A pesar del fuerte valor testimonial del relato -la protagonista vive varios meses en el domicilio que ocultaba la principal imprenta de los Montoneros-, la novela no cae en la predecible idealización de la lucha armada ni en la demonización de la dictadura. Hay más bien un ojo clínico, o de entomóloga en ciernes, capaz de diseccionar la realidad con una crudeza pasmosa. Por ejemplo, cuando visita al padre en la cárcel, acompañada por sus abuelos, a la niña la impresionan más que ninguna otra cosa los senos de la abuela durante la requisa. "Es verdad que se parecen más a bolsas que a pechos de mujer y que a uno le cuesta creer que semejante masa sea solo de carne." Pero esto no significa que estemos frente a un monstruo prodigio. Se trata de una niña perfectamente normal, honesta, egoísta ("Entiendo todo muy bien, pero no pienso más que en una cuestión: la escuela. Si vivimos escondidos, ¿cómo voy a hacer para ir a clase?") a la que le ha tocado lidiar con el peso del secreto, la reclusión, la identidad mentida y el terror a ser descubierta. "Me pregunto cómo hemos podido entendernos tan mal", se lamenta la protagonista en el capítulo primero haciendo referencia a sus padres, esos padres militantes que la obligan a conciliar la merienda con la limpieza de armas: magistral puesta en abismo del problema mayor (la infancia y la revolución bajo un mismo techo) que podría inclusive enriquecer el catálogo de modos de convivencia que Roland Barthes propuso en su seminario Cómo vivir juntos .

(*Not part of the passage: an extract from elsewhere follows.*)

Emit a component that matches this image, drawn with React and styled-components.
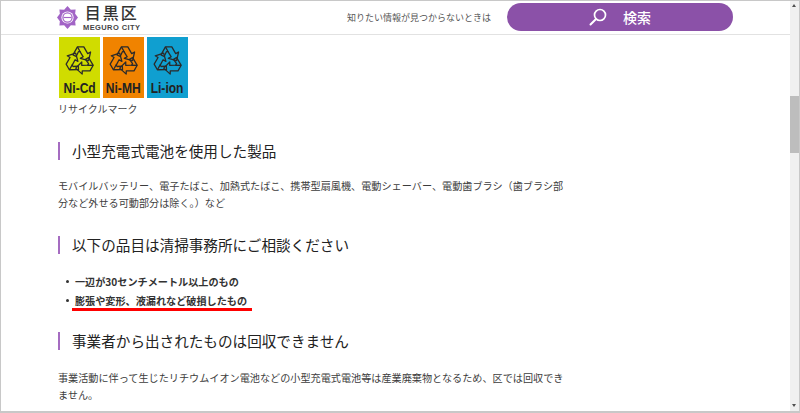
import React from 'react'
import styled, { createGlobalStyle } from 'styled-components'

const FONT = `"Noto Sans CJK JP", "Noto Sans", sans-serif`

const GlobalStyle = createGlobalStyle`
html, body { margin: 0; padding: 0; height: 100%; overflow: hidden; background: #fff; }
body { font-family: ${FONT}; color: #333; }
`

const marks = [
  { id: 1, label: 'Ni-Cd', color: '#d0dc00' },
  { id: 2, label: 'Ni-MH', color: '#f08300' },
  { id: 3, label: 'Li-ion', color: '#109fd0' },
]

const RecycleArrow = ({ angle }) => (
  <g transform={`rotate(${angle} 50 54)`}>
    <path d="M28 36 L42 11 L62 11 L74 32 L83 27 L77 54 L51 47 L60 42 L50 26 L45 26 L38 41 Z" />
    <path d="M42 11 L51 27" />
  </g>
)

const RecycleIcon = () => (
  <svg width="32" height="34" viewBox="0 0 100 104" fill="none" stroke="#2a2a2a" strokeWidth="4" strokeLinejoin="round">
    <RecycleArrow angle={0} />
    <RecycleArrow angle={120} />
    <RecycleArrow angle={240} />
  </svg>
)

const LogoMark = () => (
  <svg width="21" height="23" viewBox="0 0 22 24">
    <path
      d="M11 0 L14.5 4 L19.5 3.5 L19 8 L22 12 L19 16 L19.5 20.5 L14.5 20 L11 24 L7.5 20 L2.5 20.5 L3 16 L0 12 L3 8 L2.5 3.5 L7.5 4 Z"
      fill="#a264c6"
    />
    <circle cx="11" cy="12" r="6.4" fill="#fff" />
    <circle cx="11" cy="12" r="4.8" fill="none" stroke="#a264c6" strokeWidth="1.3" />
    <path d="M7 12 H15" stroke="#a264c6" strokeWidth="1.2" />
  </svg>
)

const SearchIcon = () => (
  <svg width="18" height="18" viewBox="0 0 18 18" fill="none" stroke="#fff" strokeLinecap="round">
    <circle cx="11" cy="7" r="5.5" strokeWidth="1.7" />
    <path d="M6.8 11.2 L1.5 16.5" strokeWidth="2" />
  </svg>
)

const App = () => {
  return (
    <>
      <GlobalStyle />
      <Frame>
        <Page>
          <Header>
            <Logo>
              <LogoMark />
              <LogoText>
                <LogoName>目黒区</LogoName>
                <LogoSub>MEGURO CITY</LogoSub>
              </LogoText>
            </Logo>
            <SearchArea>
              <SearchHint>知りたい情報が見つからないときは</SearchHint>
              <SearchButton>
                <SearchIcon />
                <span>検索</span>
              </SearchButton>
            </SearchArea>
          </Header>
          <Main>
            <Marks>
              {marks.map((item) => (
                <Mark key={item.id} $color={item.color}>
                  <RecycleIcon />
                  <MarkLabel>{item.label}</MarkLabel>
                </Mark>
              ))}
            </Marks>
            <Caption>リサイクルマーク</Caption>
            <Heading $gap="25px">小型充電式電池を使用した製品</Heading>
            <Body $gap="17px">
              モバイルバッテリー、電子たばこ、加熱式たばこ、携帯型扇風機、電動シェーバー、電動歯ブラシ（歯ブラシ部分など外せる可動部分は除く。）など
            </Body>
            <Heading $gap="25px">以下の品目は清掃事務所にご相談ください</Heading>
            <List>
              <Item>一辺が30センチメートル以上のもの</Item>
              <Item $marked>膨張や変形、液漏れなど破損したもの</Item>
            </List>
            <Heading $gap="22px">事業者から出されたものは回収できません</Heading>
            <Body $gap="19px">
              事業活動に伴って生じたリチウムイオン電池などの小型充電式電池等は産業廃棄物となるため、区では回収できません。
            </Body>
          </Main>
        </Page>
        <Scrollbar>
          <Arrow />
          <Track>
            <Thumb />
          </Track>
          <Arrow $down />
        </Scrollbar>
      </Frame>
    </>
  )
}

const Frame = styled.div`
display: flex;
width: 800px;
height: 413px;
box-sizing: border-box;
border: 1px solid #c8c8c8;
border-width: 1px 1px 2px 1px;
overflow: hidden;
`

const Page = styled.div`
flex: 1;
min-width: 0;
overflow: hidden;
`

const Header = styled.header`
display: flex;
justify-content: space-between;
align-items: center;
height: 34px;
box-sizing: border-box;
border-bottom: 1px solid #e2e2e2;
padding: 0 57px 1px 56px;
`

const Logo = styled.div`
display: flex;
align-items: center;
gap: 5px;
`

const LogoText = styled.div`
display: flex;
flex-direction: column;
align-items: center;
`

const LogoName = styled.div`
font-size: 16px;
line-height: 18px;
letter-spacing: 2px;
color: #333;
font-weight: 500;
`

const LogoSub = styled.div`
margin-top: 3px;
font-family: "Liberation Sans", sans-serif;
font-size: 7.5px;
line-height: 8px;
letter-spacing: 0.4px;
font-weight: 700;
color: #444;
white-space: nowrap;
`

const SearchArea = styled.div`
display: flex;
align-items: center;
gap: 16px;
`

const SearchHint = styled.div`
font-size: 9px;
color: #555;
`

const SearchButton = styled.div`
display: flex;
justify-content: center;
align-items: center;
gap: 16px;
width: 226px;
height: 28px;
border-radius: 14px;
background: #8b51a8;
color: #fff;
font-size: 14px;
font-weight: 500;
`

const Main = styled.main`
width: 510px;
padding: 2px 0 0 57px;
`

const Marks = styled.div`
display: flex;
gap: 3px;
padding-left: 1px;
`

const Mark = styled.div`
display: flex;
flex-direction: column;
align-items: center;
justify-content: space-between;
width: 41px;
height: 61px;
box-sizing: border-box;
padding: 6px 0 3px;
background: ${(props) => props.$color};
`

const MarkLabel = styled.div`
font-family: "Liberation Sans", sans-serif;
font-size: 14px;
line-height: 14px;
font-weight: 700;
color: #222;
transform: scaleX(0.86);
white-space: nowrap;
`

const Caption = styled.div`
font-size: 10px;
line-height: 16px;
margin-top: 3px;
color: #444;
`

const Heading = styled.h2`
margin: ${(props) => props.$gap} 0 0;
padding-left: 12px;
border-left: 2px solid #a56cc1;
font-size: 14.6px;
line-height: 18px;
font-weight: 400;
color: #222;
`

const Body = styled.p`
margin: ${(props) => props.$gap} 0 0;
font-size: 10.14px;
line-height: 17px;
color: #3c3c3c;
`

const List = styled.ul`
list-style: none;
margin: 18px 0 0;
padding: 0 0 0 17px;
`

const Item = styled.li`
position: relative;
font-size: 10.15px;
line-height: 19px;
font-weight: 700;
color: #333;
${(props) => props.$marked && `
&::after {
  content: "";
  position: absolute;
  left: -3px;
  top: 17px;
  width: 180px;
  height: 3px;
  background: #f00;
}
`}
&::before {
  content: "";
  position: absolute;
  left: -9px;
  top: 8px;
  width: 3px;
  height: 3px;
  border-radius: 50%;
  background: #333;
}
`

const Scrollbar = styled.div`
display: flex;
flex-direction: column;
width: 9px;
background: #f0f0f0;
`

const Arrow = styled.div`
height: 10px;
flex-shrink: 0;
position: relative;
&::after {
  content: "";
  position: absolute;
  left: 2px;
  top: 3px;
  border-left: 2.5px solid transparent;
  border-right: 2.5px solid transparent;
  ${(props) => (props.$down ? 'border-top: 3px solid #505050;' : 'border-bottom: 3px solid #505050;')}
}
`

const Track = styled.div`
flex: 1;
padding-top: 85px;
`

const Thumb = styled.div`
height: 57px;
background: #bdbdbd;
`

export default App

La nacionalidad de la autora, el lugar -La Plata- en que transcurre la historia y la ajustada traducción de Leopoldo Brizuela invitan a olvidar por completo que La casa de los conejos fue escrita en francés. Sin embargo, tanto la elección de narrar en su segunda lengua como la de hacerlo desde la perspectiva de una niña de siete años no son temas menores sino una manera eficaz de tomar distancia y ampararse en el ecuménico terreno de la ficción. Y esa distancia, a veces brutal, convierte de algún modo a la protagonista en una extranjera que por momentos, en su incorruptible literalidad, trae a la memoria a aquellos corresponsales de las falsamente inocentes Cartas persas de Montesquieu. Claro que mientras estos últimos no podían escapar de las limitaciones propias del género epistolar, aquí el ritmo ágil de la prosa, las astutas elipsis, los personajes apenas delineados, el suspenso, el narrador como "detective" que termina por descubrir al delator y el flirteo con "La carta robada" de Poe acercan La casa de los conejos al género policial. Con la diferencia de que en las novelas policiales casi nunca quedan cabos sueltos y en este libro, en cambio, el final no puede ser más abierto: Clara Anahí Mariani, la recién nacida que desapareció el día que la imprenta cayó en un operativo del Ejército y sus moradores fueron asesinados, aún no sabe quién es.